WeSearch Data Collection (WDC)
==============================

The WeSearch Data Collection is a freely redistributable, partly annotated,
comprehensive sample of user-generated content.  The WDC contains data
extracted from a range of genres of varying formality (user forums, product
review sites, blogs, and Wikipedia) and covers two different domains (NLP and
Linux).  For full details about its construction, please see:

@inproceedings{Rea:Fli:Dri:12,
  author={Jonathon Read and Dan Flickinger and Rebecca Dridan 
          and Stephan Oepen and Lilja {\O}vrelid},
  title={The WeSearch Corpus, Treebank, and Treecache -- 
         A Comprehensive Sample of User-Generated Content},
  booktitle={Proceedings of the Eighth International Conference on 
             Language Resources and Evaluation},
  year = 2012,
  month = {May},
  address = {Istanbul, Turkey},
  pages = {1829--1835},
  url = {http://www.lrec-conf.org/proceedings/lrec2012/pdf/774_Paper.pdf}}


Naming Conventions:

Each ‘collection’ (i.e. a combination of domain and genre) is identified with a
three letter code, following the pattern ‘w[ln][bfrw]’:

  w       (WeSearch Data Collection)
  [ln]    (Linux or NLP)
  [bfrw]  (blogs, forums, reviews, or wikipedia)
  
Two collections draw on independently developed resources, viz.

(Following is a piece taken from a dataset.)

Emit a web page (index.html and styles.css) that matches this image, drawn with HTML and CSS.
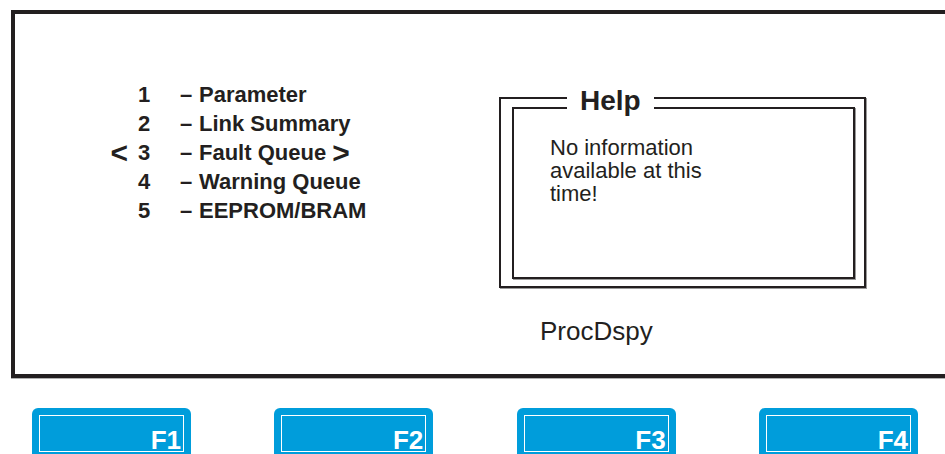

WLN and WLW,
which correspond to the WeScience Corpus and parts of the WikiWoods Corpus,
respectively.  Thus, the assignment of item identifiers in these collections
does not follow the same pattern as for the other parts of the WDC (in fact,
the WeScience data is maintaned and distributed separately, for now).


Directory structure:

For each collection, there are three sub-directories making available the text
at various levels of normalization (sometimes dubbed L0, L1, and L2):

 raw: Raw HTML files (L0).  There are separate sub-directories for each source
      website.  The files inside each source are HTML, which have been named to
      correspond to the path on the source website (replacing ‘/’ with ‘:’)

 txt: [incr tsdb()] import files, containing HTML annotations (L1).

 gml: [incr tsdb()] import files, containing GML annotations (L2).

Additional meta-information about the construction of the WDC is recorded in
auxiliary files (in each sub-directory, as appropriate) as follows:

Xref    : Mapping from original (‘raw’) document names to 8-digit identifier
          prefix (see below for the exaxt identifier format).

Account : Accounts of the deletions made to create L1 and L2 collections.  In 
          these, there is a line for all items in that collection.  The first
          two numbers are the item identifier and the character offset of the
          origin of the post.  Then, there are 0-many pairs of numbers.  For
          each of these, the first is a character position relative to the
          origin, and the second is the number of characters that have been
          deleted. 


[incr tsdb()] Import Files:

These files contain text sentences ready for import into [incr tsdb()].  The 
files numbered 00–03 are reserved:

   00 : for the benefit of future generations
   01 : a test set drawn from several sources
   02 : a single source test set
   03 : a development set
   
Each line in an import file contains an item identifier and string, delimited 
with ‘ |’.  Identifiers take the form: ‘DGSPPPPPIIII’.

   D = domain (1=linux, 2=nlp)
   G = genre (2=blogs, 3=forums, 4=reviews, 5=wiki)
   S = source (a unique number with respect to domain and genre)
        121 = embraceubuntu.com
        122 = ubuntu.philipcasey.com
        123 = www.linuxscrew.com
        124 = www.markshuttleworth.com
        125 = www.ubuntugeek.com
        126 = www.ubuntu-unleashed.com
        221 = blog.cyberling.org
        222 = gameswithwords.fieldofscience.com
        223 = lingpipe-blog.com
        224 = nlpers.blogspot.com
        225 = thelousylinguist.blogspot.com
   P = post (a unique number with respect to domain, genre and source)
   I = item (a unique number with respect to domain, genre, source and post)